Some of us have trouble with God. The idea may be too abstract, too judgmental, too “Old Testament.” You may not have trouble with Jesus (at least before theology comes along). Jesus who loved, healed, taught, forgave, gave his life? We’re all over that. We may similarly connect with the Holy Spirit (God within us). The Trinity looks at these two and says that any talk about (or to) God has to know this love, this expansive truth. We also have to know the transcendent, Holy One, who is accessible only through religion, but that God is the same as God-with-us and God-in-us.

That’s what Jesus says in the reading from John: “all that the Father has is mine.” Everything God is, Jesus is too. And he says that another character will come who has and is God too. The Holy Spirit shares from within, Jesus shares around us, and God shares reality itself with us. These three share everything together. That’s what God’s about. God is about what we know of Jesus and the Holy Spirit, and God earnestly wants to share everything with us (and all people). God calls us into being and desires life for us. Jesus seeks our healing and peace. The Holy Spirit calls us to share.

So this is how to have everything God wants for you: to share it (all). Sharing is God’s essence, if you can think of an essence beyond our language for being. The Father, Son, and Holy Spirit – the Giver, Gift, and Receiving – the First, Second, and Third persons (by any name) – live in sharing. They share in a way that we can’t, ultimately, because they share without losing themselves, but without any bounds between each self and the others. We come close to this sometimes, in some families, marriages, or friendships, but never perfectly. But even in our imperfection, God is what our lives point to (we’re made in God’s image). Our best relationships point to perfect sharing as Jesus shared himself.

Jesus talked about sharing as love. He said, “there is no love greater than to give your life for your friends.” On Memorial Day, we honor those who gave their all. They gave their lives in partnership with their comrades. Ask someone who has been to war, and they’ll tell you that people fight because their buddies would be at risk if they didn’t. But we honor their sacrifice always with the humble awareness that war is awful, and that their buddies were only at risk because the fighting had already started. We celebrate valor despite the circumstances, never because of them; if only we could avoid even the best war. Yet we give thanks for that radical love, even in the tragedy of war. And in our congregation, we celebrate others whose self-gifts were less obvious but just as real.

Jesus teaches self-sacrifice without being at war. Woman Wisdom, as Proverbs describes the Holy Spirit rejoices in goodness for its own sake. That’s just as real as the God (the “Father”) who we believe gets justly indignant at injustice and hubris, and it’s essential to understanding God. God is able to give us life and call us to account because God is giving and wise. There are layers of truth, personae, in God, and if any of them are true, all of them must be, or else we’re not talking about God. So we can’t talk about Jesus (who died and yet lives) unless he is God. Or we can’t talk about God (who is out there beyond the universe) unless God is also the Holy Spirit within us.

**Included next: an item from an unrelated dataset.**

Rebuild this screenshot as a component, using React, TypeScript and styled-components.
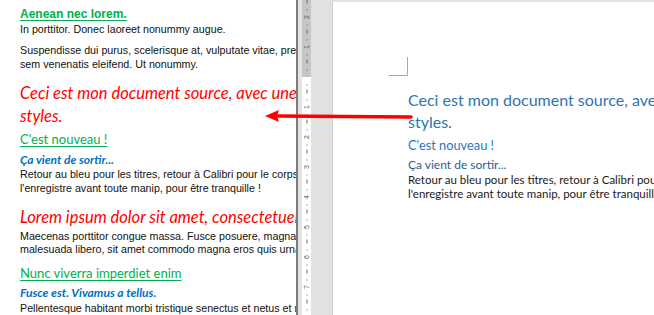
import { createGlobalStyle, styled } from "styled-components";

const GlobalStyle = createGlobalStyle`
  html, body {
    margin: 0;
    padding: 0;
    background: #ffffff;
  }
  body {
    font-family: "Liberation Sans", Arial, sans-serif;
  }
`;

const SIDE = "Lato, 'Open Sans', sans-serif";

export default function App() {
  return (
    <>
      <GlobalStyle />
      <Screen>
        <SourceDoc>
          <GreenTitle $size={12} $bold $font="'Liberation Sans', Arial, sans-serif">
            Aenean nec lorem.
          </GreenTitle>
          <Body $gap={1}>In porttitor. Donec laoreet nonummy augue.</Body>
          <Body $gap={8.25}>
            Suspendisse dui purus, scelerisque at, vulputate vitae, pretium mattis, nunc. Mauris eget neque at
            <br />
            sem venenatis eleifend. Ut nonummy.
          </Body>
          <RedTitle $gap={10.25}>
            Ceci est mon document source, avec une mise en forme de
            <br />
            styles.
          </RedTitle>
          <GreenTitle $size={13} $gap={2.5}>
            C'est nouveau !
          </GreenTitle>
          <BlueTitle $gap={4}>Ça vient de sortir...</BlueTitle>
          <Body>
            Retour au bleu pour les titres, retour à Calibri pour le corps du texte, et on
            <br />
            l'enregistre avant toute manip, pour être tranquille !
          </Body>
          <RedTitle $gap={10.5}>Lorem ipsum dolor sit amet, consectetuer adipiscing elit.</RedTitle>
          <Body $gap={1}>
            Maecenas porttitor congue massa. Fusce posuere, magna sed pulvinar ultricies, purus lectus
            <br />
            malesuada libero, sit amet commodo magna eros quis urna.
          </Body>
          <GreenTitle $size={13} $gap={7.5}>
            Nunc viverra imperdiet enim
          </GreenTitle>
          <BlueTitle $gap={3}>Fusce est. Vivamus a tellus.</BlueTitle>
          <Body $gap={1.25}>
            Pellentesque habitant morbi tristique senectus et netus et malesuada fames ac turpis egestas.
          </Body>
        </SourceDoc>

        <Divider />
        <Gutter />
        <Ruler>
          <RulerMargin />
          {ticks.map((t) => (
            <Tick key={t.y} style={{ top: t.y }} $kind={t.kind}>
              {t.kind === "num" ? t.label : null}
            </Tick>
          ))}
        </Ruler>
        <Workspace>
          <Page>
            <CornerMark />
            <TargetHeading>
              Ceci est mon document source, avec une mise en forme de
              <br />
              styles.
            </TargetHeading>
            <TargetSub>C'est nouveau !</TargetSub>
            <TargetSub3>Ça vient de sortir...</TargetSub3>
            <TargetBody>
              Retour au bleu pour les titres, retour à Calibri pour le corps du texte
              <br />
              l'enregistre avant toute manip, pour être tranquille !
            </TargetBody>
          </Page>
        </Workspace>

        <Arrow width="150" height="20" viewBox="0 0 150 20">
          <line x1="12" y1="9" x2="146" y2="10" stroke="#ff0000" strokeWidth="3.5" strokeLinecap="round" />
          <polygon points="0,9 14,3 12,9 14,15" fill="#ff0000" />
        </Arrow>
      </Screen>
    </>
  );
}

// vertical ruler ticks: zero at y=77, 30px per unit
const ticks = (() => {
  const out: { y: number; kind: "num" | "dot" | "dash"; label?: string }[] = [];
  for (let i = -3; i <= 8; i++) {
    const base = 77 + i * 30;
    if (i !== 0) out.push({ y: base, kind: "num", label: String(Math.abs(i)) });
    out.push({ y: base + 7.5, kind: "dot" });
    out.push({ y: base + 15, kind: "dash" });
    out.push({ y: base + 22.5, kind: "dot" });
  }
  return out.filter((t) => t.y > -5 && t.y < 320);
})();

const Screen = styled.div`
  position: relative;
  display: flex;
  width: 654px;
  height: 315px;
  overflow: hidden;
  background: #ffffff;
`;

const SourceDoc = styled.div`
  width: 276px;
  flex-shrink: 0;
  padding: 6.5px 0 0 20px;
  overflow: hidden;
  white-space: nowrap;
`;

const GreenTitle = styled.div<{ $size: number; $bold?: boolean; $gap?: number; $font?: string }>`
  margin-top: ${(p) => p.$gap ?? 0}px;
  font-family: ${(p) => p.$font ?? SIDE};
  font-size: ${(p) => p.$size}px;
  font-weight: ${(p) => (p.$bold ? 700 : 400)};
  line-height: ${(p) => (p.$bold ? 15 : 18)}px;
  color: #00b050;
  text-decoration: underline;
  text-underline-offset: 2px;
`;

const Body = styled.div<{ $gap?: number }>`
  margin-top: ${(p) => p.$gap ?? 0}px;
  font-family: "Liberation Sans", Arial, sans-serif;
  font-size: 10.7px;
  line-height: 13.5px;
  color: #111111;
`;

const RedTitle = styled.div<{ $gap?: number }>`
  margin-top: ${(p) => p.$gap ?? 0}px;
  font-family: ${SIDE};
  font-style: italic;
  font-size: 16.5px;
  line-height: 23px;
  color: #ff0000;
`;

const BlueTitle = styled.div<{ $gap?: number }>`
  margin-top: ${(p) => p.$gap ?? 0}px;
  font-family: ${SIDE};
  font-style: italic;
  font-weight: 700;
  font-size: 12px;
  line-height: 16px;
  color: #0070c0;
`;

const Divider = styled.div`
  width: 2px;
  flex-shrink: 0;
  background: #7b7b7b;
`;

const Gutter = styled.div`
  width: 4px;
  flex-shrink: 0;
  background: #e3e3e3;
`;

const Ruler = styled.div`
  position: relative;
  width: 9px;
  flex-shrink: 0;
  background: #ffffff;
  overflow: hidden;
`;

const RulerMargin = styled.div`
  height: 77px;
  background: #c6c6c6;
`;

const Tick = styled.div<{ $kind: "num" | "dot" | "dash" }>`
  position: absolute;
  left: 0;
  width: 9px;
  height: 8px;
  margin-top: -4px;
  display: flex;
  align-items: center;
  justify-content: center;
  font-family: "Liberation Sans", Arial, sans-serif;
  font-size: 7px;
  line-height: 8px;
  color: #555555;
  transform: rotate(-90deg);

  &::before {
    content: "";
    display: ${(p) => (p.$kind === "num" ? "none" : "block")};
    width: ${(p) => (p.$kind === "dash" ? 4 : 1)}px;
    height: 1px;
    background: #6a6a6a;
  }
`;

const Workspace = styled.div`
  flex: 1;
  display: flex;
  padding: 2px 0 0 22px;
  background: #e1e1e1;
`;

const Page = styled.div`
  flex: 1;
  background: #ffffff;
  padding: 55px 0 0 75px;
  white-space: nowrap;
  overflow: hidden;
  box-shadow: -1px 0 0 #d0d0d0;
`;

const CornerMark = styled.div`
  width: 18px;
  height: 18px;
  margin-left: -19px;
  border-right: 1px solid #a9a9a9;
  border-bottom: 1px solid #a9a9a9;
`;

const TargetHeading = styled.div`
  margin-top: 13px;
  font-family: ${SIDE};
  font-size: 16px;
  line-height: 22px;
  color: #2e74b5;
`;

const TargetSub = styled.div`
  margin-top: 2px;
  font-family: ${SIDE};
  font-size: 12.8px;
  line-height: 20px;
  color: #2e74b5;
`;

const TargetSub3 = styled.div`
  margin-top: 2px;
  font-family: ${SIDE};
  font-size: 12px;
  line-height: 16px;
  color: #2a5d8f;
`;

const TargetBody = styled.div`
  font-family: ${SIDE};
  font-size: 11.5px;
  line-height: 14px;
  color: #1a1a1a;
`;

const Arrow = styled.svg`
  position: absolute;
  left: 265px;
  top: 107px;
  overflow: visible;
`;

The brutality of war can reveal these layers of truth. You who’ve been there know this, and the rest of us can only ask you. I think of my Grandpa Williams, who went to WWII with a recommendation from a parent to read Psalm 91 each day so he could remember God’s protection for him. Grandpa says that somehow that Psalm never rang true to him: the “thousands falling on each side” were no more evil than he. It’s not that Psalm 91 is false – we each feel our relationship with God as if we were the only one in God’s world – but there was more comfort in Psalm 139, with its affirmation that God is always present, even if you go down to grave. That was more resonant with his experience.

I heard similar layers of truth in a friend’s prayer for Iraq, earlier in that war. My friend had been to the Gulf with the USMC in 1991, and it was moving to hear him pray for Iraqi parents and children “who love life as we do.” It’s not that one prayer changed the war or even really condemned it. It was more to lament it, to grieve for those who would undoubtedly suffer. To pray for our troops and theirs, our citizens and theirs, at the same time, is to see the complexity of war.

Life is profoundly complex, irreducible at any level. It’s full of joy and sorrow; goodness and violence; truth and lies. And yet Wisdom stands and smiles with God as She surveys their handiwork. And yet Christ gives his life in service and love. We affirm that these too are God, that whatever else we say about God also means giving, sharing, and compassion. The deep order and rhythm of the universe often beats beyond our hearing, beyond our knowledge, but it is also right with us. We trust that that rhythm is like what we know, only truer. We trust that God’s three-in-one truth marches on to peace.